* CHALLENGE: Transcribe every entry word for word. Skip the pictures.

Start RECORDED DATA

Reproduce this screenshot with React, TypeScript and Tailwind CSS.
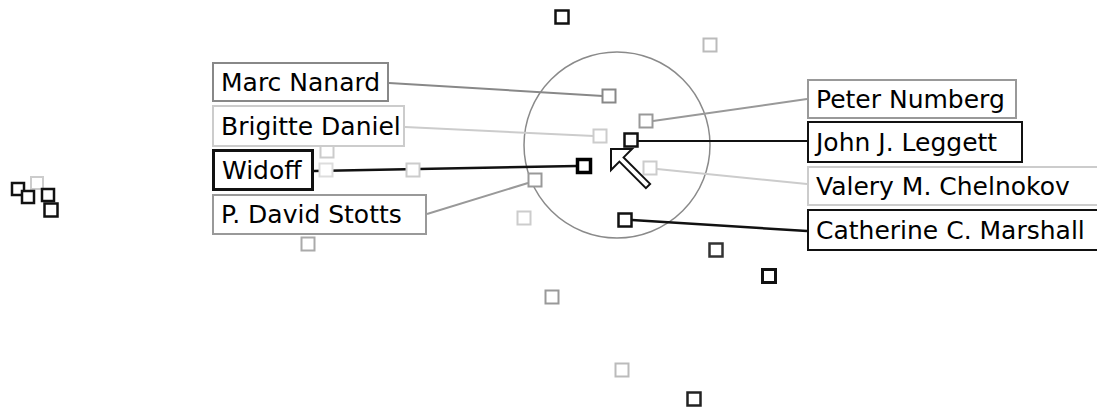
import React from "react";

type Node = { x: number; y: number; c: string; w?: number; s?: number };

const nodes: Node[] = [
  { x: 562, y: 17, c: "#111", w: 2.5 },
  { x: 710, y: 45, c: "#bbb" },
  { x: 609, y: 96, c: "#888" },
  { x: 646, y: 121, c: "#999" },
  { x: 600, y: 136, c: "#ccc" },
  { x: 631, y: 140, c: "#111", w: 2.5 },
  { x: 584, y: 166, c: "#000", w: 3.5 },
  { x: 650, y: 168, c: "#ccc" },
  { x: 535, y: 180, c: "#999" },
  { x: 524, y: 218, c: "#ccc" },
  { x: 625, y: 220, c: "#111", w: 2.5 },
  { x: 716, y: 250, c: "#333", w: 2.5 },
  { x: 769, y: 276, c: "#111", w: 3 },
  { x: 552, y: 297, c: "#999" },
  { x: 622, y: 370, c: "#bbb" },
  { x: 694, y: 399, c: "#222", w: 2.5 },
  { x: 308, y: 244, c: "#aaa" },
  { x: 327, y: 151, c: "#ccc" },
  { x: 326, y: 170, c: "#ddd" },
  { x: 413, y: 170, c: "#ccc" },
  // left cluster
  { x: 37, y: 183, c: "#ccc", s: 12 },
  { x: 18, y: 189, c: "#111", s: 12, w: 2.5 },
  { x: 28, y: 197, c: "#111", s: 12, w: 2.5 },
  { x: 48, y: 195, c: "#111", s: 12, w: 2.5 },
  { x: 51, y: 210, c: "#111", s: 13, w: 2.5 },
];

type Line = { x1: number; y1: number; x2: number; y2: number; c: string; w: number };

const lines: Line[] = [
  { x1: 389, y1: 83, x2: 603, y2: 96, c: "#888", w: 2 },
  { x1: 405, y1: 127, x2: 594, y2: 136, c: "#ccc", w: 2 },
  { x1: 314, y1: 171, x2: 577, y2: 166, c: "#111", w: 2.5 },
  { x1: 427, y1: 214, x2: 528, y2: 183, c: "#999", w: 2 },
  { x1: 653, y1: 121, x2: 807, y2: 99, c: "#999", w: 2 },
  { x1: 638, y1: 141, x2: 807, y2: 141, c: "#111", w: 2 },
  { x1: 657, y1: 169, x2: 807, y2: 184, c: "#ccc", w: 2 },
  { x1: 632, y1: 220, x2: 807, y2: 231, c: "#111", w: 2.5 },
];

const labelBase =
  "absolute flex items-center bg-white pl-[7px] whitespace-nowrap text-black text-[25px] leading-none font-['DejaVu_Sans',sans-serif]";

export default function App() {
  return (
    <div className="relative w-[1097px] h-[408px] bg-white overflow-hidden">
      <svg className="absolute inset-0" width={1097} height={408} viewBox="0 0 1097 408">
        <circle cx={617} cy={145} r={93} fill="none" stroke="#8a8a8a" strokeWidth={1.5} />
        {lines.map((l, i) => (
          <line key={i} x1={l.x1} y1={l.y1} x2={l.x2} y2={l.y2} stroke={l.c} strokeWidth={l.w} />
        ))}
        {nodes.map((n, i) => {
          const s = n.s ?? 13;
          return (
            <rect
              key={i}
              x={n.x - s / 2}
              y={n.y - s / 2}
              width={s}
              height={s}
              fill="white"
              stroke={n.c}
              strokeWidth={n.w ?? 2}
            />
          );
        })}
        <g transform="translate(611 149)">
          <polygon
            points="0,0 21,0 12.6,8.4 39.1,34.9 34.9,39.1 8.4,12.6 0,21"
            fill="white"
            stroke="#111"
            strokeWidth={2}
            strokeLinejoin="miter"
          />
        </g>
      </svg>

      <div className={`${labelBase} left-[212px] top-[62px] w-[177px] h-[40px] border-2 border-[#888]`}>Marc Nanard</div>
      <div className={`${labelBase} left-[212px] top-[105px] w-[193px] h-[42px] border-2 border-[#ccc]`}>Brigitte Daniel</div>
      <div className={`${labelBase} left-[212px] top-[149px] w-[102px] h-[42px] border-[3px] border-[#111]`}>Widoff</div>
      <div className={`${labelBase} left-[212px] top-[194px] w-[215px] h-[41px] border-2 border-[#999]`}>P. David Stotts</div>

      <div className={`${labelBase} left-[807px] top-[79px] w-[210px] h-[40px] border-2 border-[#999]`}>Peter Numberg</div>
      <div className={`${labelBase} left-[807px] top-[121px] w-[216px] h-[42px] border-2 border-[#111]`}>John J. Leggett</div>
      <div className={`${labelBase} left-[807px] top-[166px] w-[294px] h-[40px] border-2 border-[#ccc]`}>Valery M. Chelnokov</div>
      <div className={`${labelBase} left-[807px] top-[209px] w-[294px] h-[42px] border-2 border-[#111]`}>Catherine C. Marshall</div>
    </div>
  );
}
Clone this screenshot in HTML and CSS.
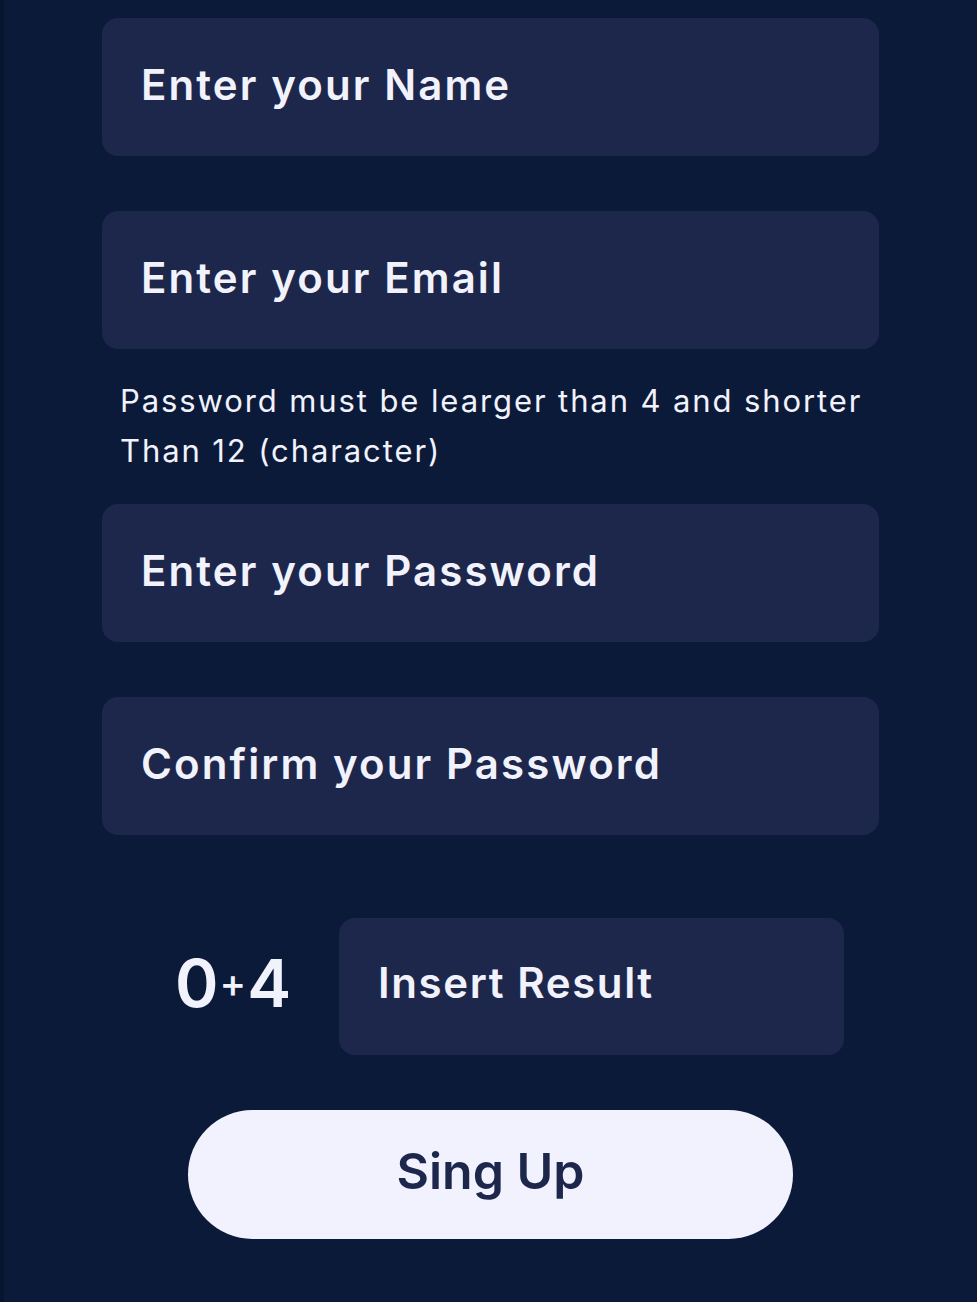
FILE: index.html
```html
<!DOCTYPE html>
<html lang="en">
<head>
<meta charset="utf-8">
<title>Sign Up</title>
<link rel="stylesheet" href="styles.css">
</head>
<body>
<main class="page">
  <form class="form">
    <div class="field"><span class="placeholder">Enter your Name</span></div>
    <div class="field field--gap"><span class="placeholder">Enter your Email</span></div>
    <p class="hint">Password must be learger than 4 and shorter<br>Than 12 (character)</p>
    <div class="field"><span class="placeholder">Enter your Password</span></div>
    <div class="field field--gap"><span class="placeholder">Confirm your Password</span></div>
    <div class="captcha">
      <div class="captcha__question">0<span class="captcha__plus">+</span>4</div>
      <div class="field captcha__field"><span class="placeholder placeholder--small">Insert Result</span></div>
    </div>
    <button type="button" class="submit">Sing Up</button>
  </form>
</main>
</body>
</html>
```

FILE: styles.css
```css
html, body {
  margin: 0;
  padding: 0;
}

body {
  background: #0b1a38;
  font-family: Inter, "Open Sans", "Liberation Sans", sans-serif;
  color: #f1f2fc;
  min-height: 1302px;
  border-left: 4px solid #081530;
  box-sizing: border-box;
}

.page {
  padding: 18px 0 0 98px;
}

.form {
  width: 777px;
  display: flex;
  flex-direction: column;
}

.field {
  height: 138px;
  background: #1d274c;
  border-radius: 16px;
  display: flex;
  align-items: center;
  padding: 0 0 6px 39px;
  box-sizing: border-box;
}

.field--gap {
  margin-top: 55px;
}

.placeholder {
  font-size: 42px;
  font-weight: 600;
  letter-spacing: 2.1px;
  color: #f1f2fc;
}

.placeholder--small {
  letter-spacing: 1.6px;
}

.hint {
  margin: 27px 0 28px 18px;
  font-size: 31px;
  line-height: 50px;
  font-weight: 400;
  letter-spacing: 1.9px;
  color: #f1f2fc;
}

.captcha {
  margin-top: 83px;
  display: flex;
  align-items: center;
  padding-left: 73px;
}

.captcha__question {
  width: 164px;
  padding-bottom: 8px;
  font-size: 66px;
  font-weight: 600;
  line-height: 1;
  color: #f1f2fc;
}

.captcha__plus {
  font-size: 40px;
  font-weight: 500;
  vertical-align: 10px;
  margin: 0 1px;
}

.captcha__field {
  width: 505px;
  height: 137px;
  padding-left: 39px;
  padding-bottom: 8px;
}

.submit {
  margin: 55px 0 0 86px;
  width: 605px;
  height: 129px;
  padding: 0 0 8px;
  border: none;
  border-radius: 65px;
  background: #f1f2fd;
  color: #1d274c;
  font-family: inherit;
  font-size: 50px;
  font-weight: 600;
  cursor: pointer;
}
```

End RECORDED DATA

* REPLY TO THE EXERCISE:
Reproduce this screenshot with React, TypeScript and Tailwind CSS.
import React from "react";

type Node = { x: number; y: number; c: string; w?: number; s?: number };

const nodes: Node[] = [
  { x: 562, y: 17, c: "#111", w: 2.5 },
  { x: 710, y: 45, c: "#bbb" },
  { x: 609, y: 96, c: "#888" },
  { x: 646, y: 121, c: "#999" },
  { x: 600, y: 136, c: "#ccc" },
  { x: 631, y: 140, c: "#111", w: 2.5 },
  { x: 584, y: 166, c: "#000", w: 3.5 },
  { x: 650, y: 168, c: "#ccc" },
  { x: 535, y: 180, c: "#999" },
  { x: 524, y: 218, c: "#ccc" },
  { x: 625, y: 220, c: "#111", w: 2.5 },
  { x: 716, y: 250, c: "#333", w: 2.5 },
  { x: 769, y: 276, c: "#111", w: 3 },
  { x: 552, y: 297, c: "#999" },
  { x: 622, y: 370, c: "#bbb" },
  { x: 694, y: 399, c: "#222", w: 2.5 },
  { x: 308, y: 244, c: "#aaa" },
  { x: 327, y: 151, c: "#ccc" },
  { x: 326, y: 170, c: "#ddd" },
  { x: 413, y: 170, c: "#ccc" },
  // left cluster
  { x: 37, y: 183, c: "#ccc", s: 12 },
  { x: 18, y: 189, c: "#111", s: 12, w: 2.5 },
  { x: 28, y: 197, c: "#111", s: 12, w: 2.5 },
  { x: 48, y: 195, c: "#111", s: 12, w: 2.5 },
  { x: 51, y: 210, c: "#111", s: 13, w: 2.5 },
];

type Line = { x1: number; y1: number; x2: number; y2: number; c: string; w: number };

const lines: Line[] = [
  { x1: 389, y1: 83, x2: 603, y2: 96, c: "#888", w: 2 },
  { x1: 405, y1: 127, x2: 594, y2: 136, c: "#ccc", w: 2 },
  { x1: 314, y1: 171, x2: 577, y2: 166, c: "#111", w: 2.5 },
  { x1: 427, y1: 214, x2: 528, y2: 183, c: "#999", w: 2 },
  { x1: 653, y1: 121, x2: 807, y2: 99, c: "#999", w: 2 },
  { x1: 638, y1: 141, x2: 807, y2: 141, c: "#111", w: 2 },
  { x1: 657, y1: 169, x2: 807, y2: 184, c: "#ccc", w: 2 },
  { x1: 632, y1: 220, x2: 807, y2: 231, c: "#111", w: 2.5 },
];

const labelBase =
  "absolute flex items-center bg-white pl-[7px] whitespace-nowrap text-black text-[25px] leading-none font-['DejaVu_Sans',sans-serif]";

export default function App() {
  return (
    <div className="relative w-[1097px] h-[408px] bg-white overflow-hidden">
      <svg className="absolute inset-0" width={1097} height={408} viewBox="0 0 1097 408">
        <circle cx={617} cy={145} r={93} fill="none" stroke="#8a8a8a" strokeWidth={1.5} />
        {lines.map((l, i) => (
          <line key={i} x1={l.x1} y1={l.y1} x2={l.x2} y2={l.y2} stroke={l.c} strokeWidth={l.w} />
        ))}
        {nodes.map((n, i) => {
          const s = n.s ?? 13;
          return (
            <rect
              key={i}
              x={n.x - s / 2}
              y={n.y - s / 2}
              width={s}
              height={s}
              fill="white"
              stroke={n.c}
              strokeWidth={n.w ?? 2}
            />
          );
        })}
        <g transform="translate(611 149)">
          <polygon
            points="0,0 21,0 12.6,8.4 39.1,34.9 34.9,39.1 8.4,12.6 0,21"
            fill="white"
            stroke="#111"
            strokeWidth={2}
            strokeLinejoin="miter"
          />
        </g>
      </svg>

      <div className={`${labelBase} left-[212px] top-[62px] w-[177px] h-[40px] border-2 border-[#888]`}>Marc Nanard</div>
      <div className={`${labelBase} left-[212px] top-[105px] w-[193px] h-[42px] border-2 border-[#ccc]`}>Brigitte Daniel</div>
      <div className={`${labelBase} left-[212px] top-[149px] w-[102px] h-[42px] border-[3px] border-[#111]`}>Widoff</div>
      <div className={`${labelBase} left-[212px] top-[194px] w-[215px] h-[41px] border-2 border-[#999]`}>P. David Stotts</div>

      <div className={`${labelBase} left-[807px] top-[79px] w-[210px] h-[40px] border-2 border-[#999]`}>Peter Numberg</div>
      <div className={`${labelBase} left-[807px] top-[121px] w-[216px] h-[42px] border-2 border-[#111]`}>John J. Leggett</div>
      <div className={`${labelBase} left-[807px] top-[166px] w-[294px] h-[40px] border-2 border-[#ccc]`}>Valery M. Chelnokov</div>
      <div className={`${labelBase} left-[807px] top-[209px] w-[294px] h-[42px] border-2 border-[#111]`}>Catherine C. Marshall</div>
    </div>
  );
}
Clone this screenshot in HTML and CSS.
FILE: index.html
```html
<!DOCTYPE html>
<html lang="en">
<head>
<meta charset="utf-8">
<title>Sign Up</title>
<link rel="stylesheet" href="styles.css">
</head>
<body>
<main class="page">
  <form class="form">
    <div class="field"><span class="placeholder">Enter your Name</span></div>
    <div class="field field--gap"><span class="placeholder">Enter your Email</span></div>
    <p class="hint">Password must be learger than 4 and shorter<br>Than 12 (character)</p>
    <div class="field"><span class="placeholder">Enter your Password</span></div>
    <div class="field field--gap"><span class="placeholder">Confirm your Password</span></div>
    <div class="captcha">
      <div class="captcha__question">0<span class="captcha__plus">+</span>4</div>
      <div class="field captcha__field"><span class="placeholder placeholder--small">Insert Result</span></div>
    </div>
    <button type="button" class="submit">Sing Up</button>
  </form>
</main>
</body>
</html>
```

FILE: styles.css
```css
html, body {
  margin: 0;
  padding: 0;
}

body {
  background: #0b1a38;
  font-family: Inter, "Open Sans", "Liberation Sans", sans-serif;
  color: #f1f2fc;
  min-height: 1302px;
  border-left: 4px solid #081530;
  box-sizing: border-box;
}

.page {
  padding: 18px 0 0 98px;
}

.form {
  width: 777px;
  display: flex;
  flex-direction: column;
}

.field {
  height: 138px;
  background: #1d274c;
  border-radius: 16px;
  display: flex;
  align-items: center;
  padding: 0 0 6px 39px;
  box-sizing: border-box;
}

.field--gap {
  margin-top: 55px;
}

.placeholder {
  font-size: 42px;
  font-weight: 600;
  letter-spacing: 2.1px;
  color: #f1f2fc;
}

.placeholder--small {
  letter-spacing: 1.6px;
}

.hint {
  margin: 27px 0 28px 18px;
  font-size: 31px;
  line-height: 50px;
  font-weight: 400;
  letter-spacing: 1.9px;
  color: #f1f2fc;
}

.captcha {
  margin-top: 83px;
  display: flex;
  align-items: center;
  padding-left: 73px;
}

.captcha__question {
  width: 164px;
  padding-bottom: 8px;
  font-size: 66px;
  font-weight: 600;
  line-height: 1;
  color: #f1f2fc;
}

.captcha__plus {
  font-size: 40px;
  font-weight: 500;
  vertical-align: 10px;
  margin: 0 1px;
}

.captcha__field {
  width: 505px;
  height: 137px;
  padding-left: 39px;
  padding-bottom: 8px;
}

.submit {
  margin: 55px 0 0 86px;
  width: 605px;
  height: 129px;
  padding: 0 0 8px;
  border: none;
  border-radius: 65px;
  background: #f1f2fd;
  color: #1d274c;
  font-family: inherit;
  font-size: 50px;
  font-weight: 600;
  cursor: pointer;
}
```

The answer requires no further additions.